Um mit oben genannten Schritte umzusetzen, sind die älteren Generationen gefragt. Ihre Fähigkeit und besonders ihre Lebenserfahrung ermöglichen es, die jungen Generationen in diesem Prozess zu begleiten. Unternehmen, die in ihrer Weiterentwicklung Fortschritte machen, haben meistens Menschen in den Chefetagen, die Türen öffnen, Vertrauen schenken und die eigene Lebenserfahrung teilen. Ohne Vertrauen gibt es keine Offenheit. Die braucht es aber in noch undurchsichtigen Prozessen. Das ist eine große Aufgabe und verlangt Verletzlichkeit. Die zu lernen bedarf Arbeit im Bereich Beziehungskompetenz und Umgang mit Emotionen.
Wenn wir diese Basis haben, können wir beginnen zu handeln.
Neue Wege
Es bedarf neuer Wege, wie Lösungen herbeigeführt werden. Statt Fronten zu bauen brauchen wir ein ehrliches und gemeinsames Ziel, an dem sich beide orientieren. Das gibt es schon in immer mehr Unternehmen, fehlt allerdings besonders in unseren aktuellen gesellschaftlichen Debatten, in denen die Generationen aufeinander treffen. Ein aktuelles Beispiel ist die Frontenbildung, die gerade bei der Corona-Prävention zwischen Alt und Jung aufgebaut wird. Was ist der Zweck davon und wem nützt das wirklich? Klar ist doch: Eigentlich haben wir alle die gleichen Wünsche und Ziele und zwar wieder ein normales Leben führen zu können.
In unklaren Prozessen brauchen Menschen Klarheit.
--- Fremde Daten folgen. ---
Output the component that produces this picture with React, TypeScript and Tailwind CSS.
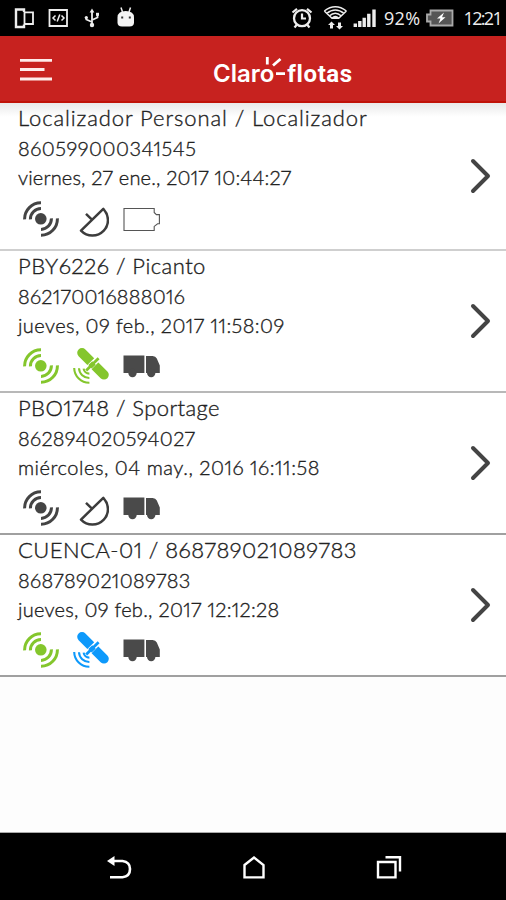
const DARK = "#444444";

function SignalIcon({ color }: { color: string }) {
  return (
    <svg width="36" height="36" viewBox="0 0 36 36" fill="none" stroke={color} strokeWidth="3">
      <circle cx="17.8" cy="17.8" r="5.8" fill={color} stroke="none" />
      <path d="M18 1.8A16.3 16.3 0 0 0 1.6 18.4M18 7.6A10.6 10.6 0 0 0 7.4 18.4M18 34.2A16.3 16.3 0 0 0 34.4 17.4M18 28.4A10.6 10.6 0 0 0 28.4 17.4" />
    </svg>
  );
}

function DishIcon() {
  return (
    <svg width="36" height="36" viewBox="0 0 36 36" fill="none" stroke="#3c3c3c" strokeWidth="2.5" strokeLinejoin="round">
      <path d="M8 29.6L30.3 7.8C36.2 14.2 36.6 23.6 30.8 29.6C24.6 36 14.5 36.4 8 29.6ZM13 12.8L19.2 18.8" />
    </svg>
  );
}

function SatelliteIcon({ color }: { color: string }) {
  return (
    <svg width="36" height="36" viewBox="0 0 36 36" fill="none">
      <path d="M9 4.8L31 26.8" stroke={color} strokeWidth="9.6" strokeLinecap="round" />
      <path d="M27.6 8L12.2 23.4" stroke="#fff" strokeWidth="6" />
      <path d="M25.6 10.2L13.2 22.4" stroke={color} strokeWidth="2.8" />
      <path d="M17 18.8L21 15" stroke={color} strokeWidth="5" />
      <path d="M1.2 20A15 15 0 0 0 16.4 34.8M6 20.2A10.2 10.2 0 0 0 16.4 30M10.6 20.6A5.8 5.8 0 0 0 16.4 25.6" stroke={color} strokeWidth="2.1" />
    </svg>
  );
}

function TruckIcon() {
  return (
    <svg width="38" height="36" viewBox="0 0 38 36" fill="#4a4a4a">
      <path d="M.5 7.5H21.4V25H.5ZM23 7.9H29.6Q32.6 7.9 33.8 10.4L36.8 17.4V25H23Z" />
      <circle cx="9.5" cy="25" r="4.2" />
      <circle cx="28.2" cy="25" r="4.2" />
    </svg>
  );
}

function BatteryOutline() {
  return (
    <svg width="38" height="36" viewBox="0 0 38 36" fill="none" stroke="#555" strokeWidth="1.1">
      <path d="M1 7.5H31.2V11.5L33.4 13.6H36.4V22.8H34.6L31.2 25.4V29.5H1Z" />
    </svg>
  );
}

type Row = {
  title: string;
  titleCls: string;
  id: string;
  idCls: string;
  date: string;
  dateCls: string;
  box: string;
  signal: string;
  satellite: string | null;
  vehicle: boolean;
};

const rows: Row[] = [
  { title: "Localizador Personal / Localizador", titleCls: "tracking-[0.91px]", id: "860599000341545", idCls: "tracking-[0.5px]", date: "viernes, 27 ene., 2017 10:44:27", dateCls: "tracking-[0.17px]", box: "h-[148px] border-[#cfcfcf]", signal: DARK, satellite: null, vehicle: false },
  { title: "PBY6226 / Picanto", titleCls: "tracking-[0.46px]", id: "862170016888016", idCls: "tracking-[0.26px]", date: "jueves, 09 feb., 2017 11:58:09", dateCls: "tracking-[0.42px]", box: "h-[142px] border-[#b8b8b8]", signal: "#84c62c", satellite: "#84c62c", vehicle: true },
  { title: "PBO1748 / Sportage", titleCls: "tracking-[0.4px]", id: "862894020594027", idCls: "tracking-[0.3px]", date: "miércoles, 04 may., 2016 16:11:58", dateCls: "tracking-[0.52px]", box: "h-[142px] border-[#a0a0a0]", signal: DARK, satellite: null, vehicle: true },
  { title: "CUENCA-01 / 868789021089783", titleCls: "tracking-[0.46px]", id: "868789021089783", idCls: "tracking-[0.3px]", date: "jueves, 09 feb., 2017 12:12:28", dateCls: "tracking-[0.28px]", box: "h-[142px] border-[#a0a0a0]", signal: "#84c62c", satellite: "#0d99fb", vehicle: true },
];

function ListRow({ row, first }: { row: Row; first: boolean }) {
  return (
    <li className={`flex items-center justify-between border-b-2 pl-[18px] pr-[14px] ${row.box}`}>
      <div className="flex h-full flex-col items-start whitespace-nowrap font-light proportional-nums text-[#222] [-webkit-text-stroke:0.35px_#222]">
        <span className={`text-[22px] leading-[30px] ${row.titleCls}`}>{row.title}</span>
        <span className={`text-[20px] leading-[30px] ${row.idCls}`}>{row.id}</span>
        <span className={`text-[20px] leading-[29px] ${row.dateCls}`}>{row.date}</span>
        <div className={`flex pl-[5px] ${first ? "mt-[9px]" : "mt-2"}`}>
          <SignalIcon color={row.signal} />
          <div className="ml-[14px] mr-[14px]">
            {row.satellite ? <SatelliteIcon color={row.satellite} /> : <DishIcon />}
          </div>
          {row.vehicle ? <TruckIcon /> : <BatteryOutline />}
        </div>
      </div>
      <svg width="24" height="36" viewBox="0 0 24 36" fill="none" stroke="#444" strokeWidth="4" strokeLinecap="round" strokeLinejoin="round">
        <path d="M5 3L20 18L5 33" />
      </svg>
    </li>
  );
}

export default function App() {
  return (
    <div className="flex h-[900px] w-[506px] flex-col overflow-hidden bg-[#fdfdfd] font-['Lato',sans-serif]">
      <header className="flex h-9 shrink-0 items-center bg-black text-[#eee]">
        <svg width="140" height="36" viewBox="0 0 140 36" fill="none" stroke="#eee" strokeWidth="1.8">
          <path d="M24 12V9.5H16V27H24V24.5" strokeWidth="2.4" />
          <path d="M24.5 12.3H33V24H24.5Z" />
          <path d="M49.5 10H67V26H49.5Z" />
          <path d="M55.5 15.5L53 18L55.5 20.5M61.5 15.5L64 18L61.5 20.5M59.8 14.5L57.2 21.5" strokeWidth="1.5" />
          <path d="M92 11V25M92 22L86.3 19.5V17M92 20L97.5 17.5V14" strokeWidth="1.8" />
          <path d="M89.6 12.4L92 8.5L94.4 12.4Z" fill="#eee" stroke="none" />
          <circle cx="92" cy="25" r="2.2" fill="#eee" stroke="none" />
          <circle cx="86.3" cy="17.6" r="1.6" fill="#eee" stroke="none" />
          <path d="M96 12.8H99V15.8H96Z" fill="#eee" stroke="none" />
          <path d="M117.5 17.5Q117.5 11 125.7 11Q134 11 134 17.5V22.5Q134 26.5 129.5 26.5H122Q117.5 26.5 117.5 22.5Z" fill="#f4f4f4" stroke="none" />
          <path d="M121 7.5L122.5 12M130.5 7.5L129 12" strokeWidth="1.5" />
          <path d="M121.2 17.5H123.2M128.8 17.5H130.8" stroke="#333" />
        </svg>
        <svg className="ml-[150px]" width="90" height="36" viewBox="290 0 90 36" fill="none" stroke="#eee" strokeWidth="1.9">
          <circle cx="302" cy="18.2" r="8" strokeWidth="2.3" />
          <path d="M302 13.5V18.5H306M292.5 12.5L297 8.8M311.5 12.5L307 8.8M297 24.5L294.5 27.5M307 24.5L309.5 27.5" strokeWidth="2.2" />
          <path d="M324.3 11Q335.3 2.5 346.4 11M326.5 13.6Q335.3 6.5 344.2 13.6M329.3 16Q335.3 10.5 341.4 16M332 18.3Q335.3 15 338.7 18.3M324.3 11L332 18.3H338.7L346.4 11" strokeWidth="1.5" />
          <path d="M331.5 21.5L335 25H333V28.5H330V25H328ZM339.5 29.5L336 26H338V22.5H341V26H343Z" fill="#eee" stroke="none" />
          <path d="M355.3 27V23.5M359.8 27V21M364.2 27V17.8M368.8 27V13.8M374 27V9.5" strokeWidth="3.4" />
        </svg>
        <span className="ml-[4px] font-['Open_Sans',sans-serif] text-[18px] leading-9 tracking-[0.3px]">92%</span>
        <svg className="ml-[5px]" width="30" height="36" viewBox="0 0 30 36" fill="none">
          <path d="M5.5 10.5H27.5V25.5H5.5V21.5H2V14.5H5.5Z" fill="#555" stroke="#aaa" strokeWidth="1.8" />
          <path d="M19 12.5L12 18.5H15.5L13.5 23.5L20.5 17.3H17Z" fill="#fff" />
        </svg>
        <span className="ml-auto mr-[5px] font-['Open_Sans',sans-serif] text-[18px] leading-9 tracking-[-1.7px]">12:21</span>
      </header>
      <div className="flex h-[67px] shrink-0 items-start border-b-2 border-[#c01208] bg-[#c7221f] text-white">
        <svg className="ml-5 mt-[22px]" width="32" height="23" viewBox="0 0 32 23" stroke="#ffecea" strokeWidth="2.8">
          <path d="M0 2.3H32M0 11.5H24.5M0 21H32" />
        </svg>
        <div className="relative ml-[161px] flex items-baseline whitespace-nowrap pt-[23px] leading-[30px]">
          <span className="font-['Inter',sans-serif] text-[24px] font-semibold">Claro</span>
          <span className="ml-[13px] font-['Roboto',sans-serif] text-[24px] font-bold tracking-[0.6px]">flotas</span>
          <svg className="absolute left-[49px] top-[18px]" width="26" height="26" viewBox="0 0 26 26" stroke="#fff" strokeWidth="2.8" fill="none">
            <path d="M5.3 3V10.5M18.5 5L11 11.5M14 19.7H23" />
          </svg>
        </div>
      </div>
      <ul className="shrink-0 bg-gradient-to-b from-[#e9e9e9] to-white to-[2.4%]">
        {rows.map((row, i) => (
          <ListRow key={row.title} row={row} first={i === 0} />
        ))}
      </ul>
      <div className="flex-1 border-b border-[#aaa]" />
      <nav className="flex h-[67px] shrink-0 items-center justify-between bg-black pl-[106px] pr-[104px]">
        <svg width="27" height="26" viewBox="0 0 27 26" fill="none" stroke="#fff" strokeWidth="2.6">
          <path d="M7 7H16.5Q24 8 24 15Q24 22.5 16.5 23.2H4" />
          <path d="M1 7L8.5 2V12Z" fill="#fff" stroke="none" />
        </svg>
        <svg width="24" height="26" viewBox="1 0 24 26" fill="none" stroke="#fff" strokeWidth="2.4">
          <path d="M2.5 11L12 3.5L21.5 11V23.4H2.5Z" />
        </svg>
        <svg width="26" height="26" viewBox="0 0 26 26" fill="none" stroke="#fff" strokeWidth="2.4">
          <path d="M2 8H19.5V23.4H2Z" />
          <path d="M9.5 3.2H24V17.5" />
        </svg>
      </nav>
    </div>
  );
}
Das erreichen wir, indem wir einander zuhören statt anklagen: Wie kann eine Veränderung stattfinden? Was ist wichtig und worauf sollten wir füreinander achten? Wie bauen wir eine Beziehung zueinander auf? Diese Fähigkeiten vermittelt die Beziehungskompetenz und in diesem Prozess sind einige Unternehmen uns schon einen großen Schritt voraus.